Gordon Brown

Personal information
- Full name: Gordon John Brown
- Born: 19 April 1981 (age 45) Chinhoyi, Zimbabwe
- Batting: Right-handed
- Bowling: Right-arm off-break
- Role: All-rounder

Domestic team information
- 2004–2005: Manicaland

Career statistics
| Competition | FC | LA |
| Matches | 2 | 4 |
| Runs scored | 59 | 12 |
| Batting average | 19.66 | 4.00 |
| 100s/50s | 0/0 | 0/0 |
| Top score | 36 | 7 |
| Balls bowled | 29 | 174 |
| Wickets | 0 | 1 |
| Bowling average | n/a | 119.00 |
| 5 wickets in innings | 0 | 0 |
| 10 wickets in match | 0 | n/a |
| Best bowling | 0/9 | 1/42 |
| Catches/stumpings | 0/– | 1/– |
- Source: CricketArchive, 13 January 2015

= Gordon Brown (Zimbabwean cricketer) =

Zimbabwean cricketer

Gordon John Brown (born 19 April 1981) is a former Zimbabwean cricketer who played at first-class and limited overs level for Manicaland during the 2004–05 season.

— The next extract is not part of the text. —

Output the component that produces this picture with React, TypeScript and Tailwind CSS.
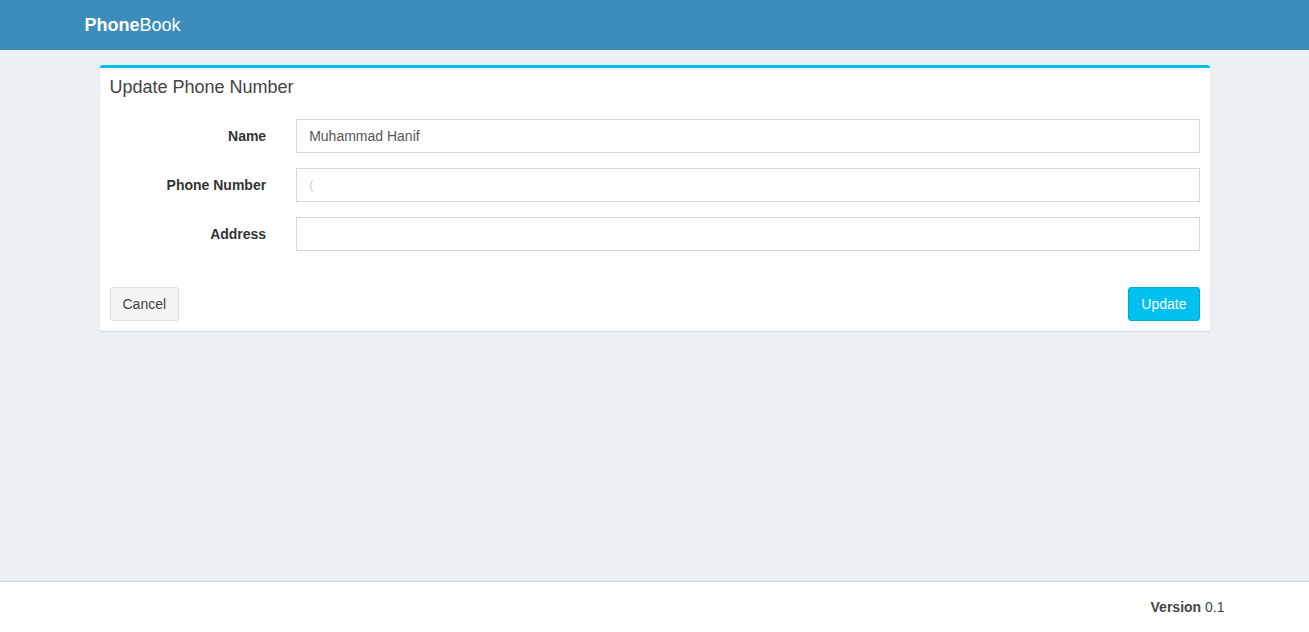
import React from "react";

export default function App() {
  const font = { fontFamily: '"Liberation Sans", Arial, Helvetica, sans-serif' };
  return (
    <div className="min-h-[632px] h-[632px] flex flex-col bg-[#ecf0f5] text-[14px] text-[#333]" style={font}>
      <header className="h-[50px] bg-[#3c8dbc] shrink-0">
        <div className="w-[1170px] mx-auto px-[15px] h-full flex items-center">
          <span className="text-[18px] text-white leading-none">
            <b>Phone</b>Book
          </span>
        </div>
      </header>
      <main className="flex-1">
        <div className="w-[1170px] mx-auto px-[30px] py-[15px]">
          <div className="bg-white border-t-[3px] border-[#00c0ef] rounded-[3px] shadow-[0_1px_1px_rgba(0,0,0,0.1)]">
            <div className="p-[10px]">
              <h3 className="text-[18px] leading-none text-[#444] m-0">Update Phone Number</h3>
            </div>
            <div className="px-[10px] pt-[13px] pb-[10px]">
              {[
                { label: "Name", value: "Muhammad Hanif" },
                { label: "Phone Number", value: "", ph: "(" },
                { label: "Address", value: "" },
              ].map((f) => (
                <div key={f.label} className="flex mx-[-15px] mb-[15px]">
                  <label className="w-[186.67px] px-[15px] pt-[7px] text-right font-bold text-[14px] leading-[20px] text-[#333] shrink-0">
                    {f.label}
                  </label>
                  <div className="flex-1 px-[15px]">
                    <div className="h-[34px] border border-[#d2d6de] px-[12px] flex items-center text-[14px] text-[#555]">
                      {f.value ? f.value : f.ph ? <span className="text-[#ccc] text-[12px]">{f.ph}</span> : null}
                    </div>
                  </div>
                </div>
              ))}
            </div>
            <div className="pt-[11px] px-[10px] pb-[10px] flex justify-between">
              <button className="h-[34px] px-[12px] bg-[#f4f4f4] border border-[#ddd] rounded-[3px] text-[14px] text-[#444]">
                Cancel
              </button>
              <button className="h-[34px] px-[12px] bg-[#00c0ef] border border-[#00acd6] rounded-[3px] text-[14px] text-white">
                Update
              </button>
            </div>
          </div>
        </div>
      </main>
      <footer className="h-[51px] bg-white border-t border-[#d2d6de] shrink-0">
        <div className="w-[1170px] mx-auto px-[15px] h-full flex items-center justify-end">
          <span className="text-[14px] text-[#444]">
            <b>Version</b> 0.1
          </span>
        </div>
      </footer>
    </div>
  );
}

Born in Chinhoyi in what is now Mashonaland West Province, Brown represented a Zimbabwe national under-15 team at the 1996 Lombard Under-15 Challenge Cup in England, playing against Canadian, English, Indian, and West Indian representative teams. He made his senior debut for Manicaland during the 2004–05 season of the one-day Faithwear Inter-Provincial Tournament. In four matches, Brown, a right-arm off-spinner, took only a single wicket (that of Tinashe Hove, against Matabeleland), conceding 119 runs from his 29 overs.

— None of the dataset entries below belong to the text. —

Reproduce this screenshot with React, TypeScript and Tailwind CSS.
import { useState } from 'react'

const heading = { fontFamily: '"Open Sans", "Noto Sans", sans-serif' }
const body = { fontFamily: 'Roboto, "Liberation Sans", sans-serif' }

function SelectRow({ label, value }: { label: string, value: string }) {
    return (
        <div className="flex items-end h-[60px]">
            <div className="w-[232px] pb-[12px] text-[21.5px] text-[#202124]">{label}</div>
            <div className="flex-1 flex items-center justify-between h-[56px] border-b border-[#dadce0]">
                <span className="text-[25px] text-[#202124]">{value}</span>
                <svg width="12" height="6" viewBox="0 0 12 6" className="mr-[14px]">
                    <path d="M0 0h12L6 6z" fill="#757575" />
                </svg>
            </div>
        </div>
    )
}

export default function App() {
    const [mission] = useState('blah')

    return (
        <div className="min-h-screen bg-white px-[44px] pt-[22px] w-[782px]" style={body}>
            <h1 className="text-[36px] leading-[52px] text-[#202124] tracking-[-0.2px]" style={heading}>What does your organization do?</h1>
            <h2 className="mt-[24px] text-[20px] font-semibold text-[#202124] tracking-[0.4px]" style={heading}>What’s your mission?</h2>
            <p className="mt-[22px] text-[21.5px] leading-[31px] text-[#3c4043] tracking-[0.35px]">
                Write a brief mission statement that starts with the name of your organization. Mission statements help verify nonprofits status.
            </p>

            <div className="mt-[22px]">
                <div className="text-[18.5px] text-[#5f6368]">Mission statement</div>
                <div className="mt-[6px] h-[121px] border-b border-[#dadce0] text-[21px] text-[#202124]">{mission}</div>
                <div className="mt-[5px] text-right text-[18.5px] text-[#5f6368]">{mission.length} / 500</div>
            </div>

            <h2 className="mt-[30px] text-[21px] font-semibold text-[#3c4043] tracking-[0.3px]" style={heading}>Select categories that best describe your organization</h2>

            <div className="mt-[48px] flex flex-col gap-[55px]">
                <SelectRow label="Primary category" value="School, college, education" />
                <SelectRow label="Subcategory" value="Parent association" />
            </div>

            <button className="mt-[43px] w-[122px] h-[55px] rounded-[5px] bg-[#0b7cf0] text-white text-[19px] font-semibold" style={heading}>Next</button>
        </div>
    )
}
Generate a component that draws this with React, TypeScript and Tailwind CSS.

Despite his performance at one-day level, later in the season Brown was selected in two of Manicaland's matches in the four-day Logan Cup. He was selected as an all-rounder in these matches, coming in as high as sixth in the batting order, and indeed bowling only 4.5 overs across the two games. On debut against Mashonaland, he scored 36 runs from 83 balls before being run out by Chamu Chibhabha, his highest first-class score. Brown's batting in the next match, also against Mashonaland, was less successful, and he finished with a first-class batting average of 19.66.